An "agency violate[s] substantive due process in grounding its action on `constitutionally impermissible reasons,'" and "[c]ase law has established that a state may not bar parole in retaliation for a prisoner's exercise of his constitutional rights." Burkett, 89 F.3d at 139-140. Consequently, the Third Circuit recognizes that "an allegation[,] that parole was denied in retaliation for the successful exercise of the right of access to the courts[,] states a cognizable claim for relief." Id. at 142; see also Mickens-Thomas v. Vaughn, 321 F.3d 374 (holding that a parole board may not decide a case for retaliatory purposes.)

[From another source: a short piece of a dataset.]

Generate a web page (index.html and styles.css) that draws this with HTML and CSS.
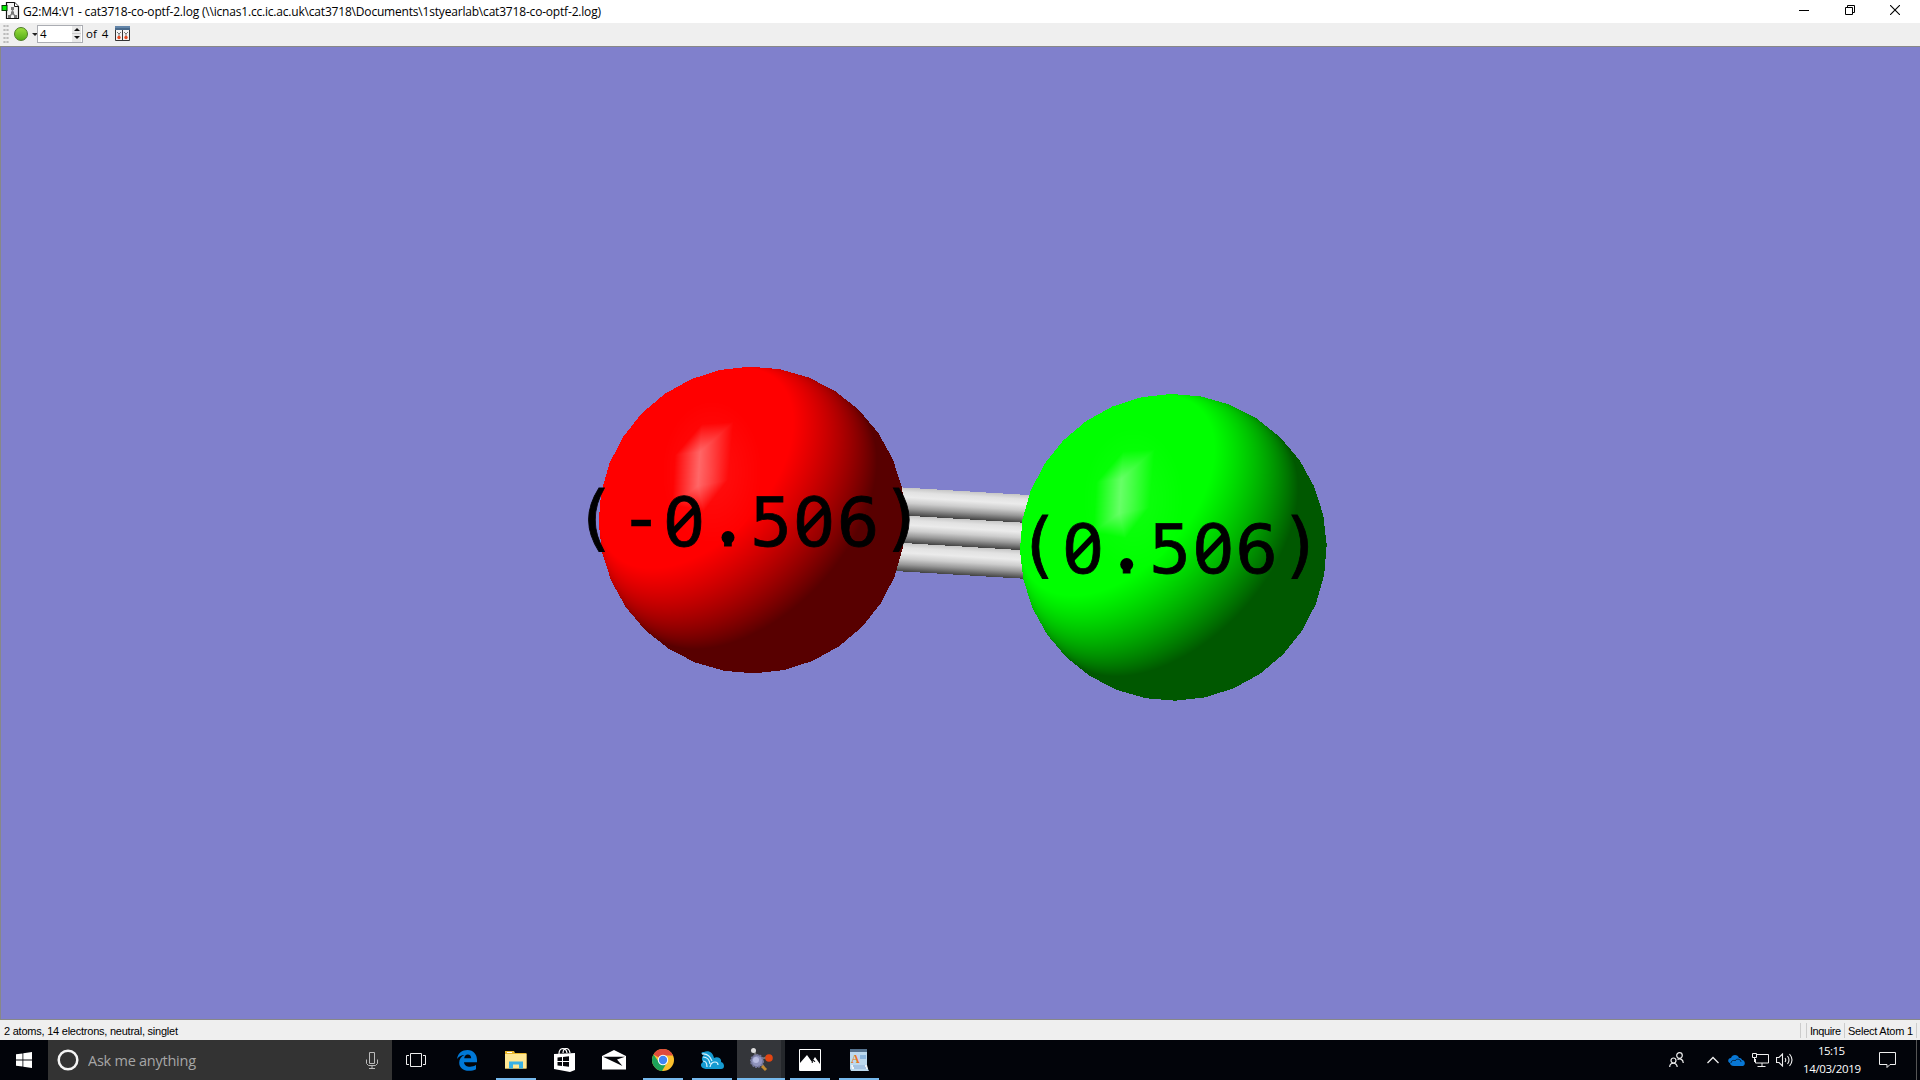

Yet, the information presented in the Parole Board's reasoning shows that the petitioner's poor disciplinary record provided sufficient grounds for the denial of his parole. The Third Circuit has held in Coady that "federal courts are not authorized to second-guess parole boards and the requirements of substantive due process are met if there is some basis for the challenged decision." Coady, 251 F.3d at 487. The petitioner has received an unfavorable evaluation from the Department of Corrections and has failed to "participate in and benefit from a treatment program" for sex offenders. See Exhibit B. Therefore, a basis for the challenged decision does exist. The petitioner's claim fails to show that but for the retaliation, the petitioner would have been granted parole.
Therefore, I make the following:
RECOMMENDATION
AND NOW, this day of June, 2004, IT IS RESPECTFULLY RECOMMENDED that the Petition for Writ of Habeas Corpus be DENIED. There is no probable cause to issue a certificate of appealability.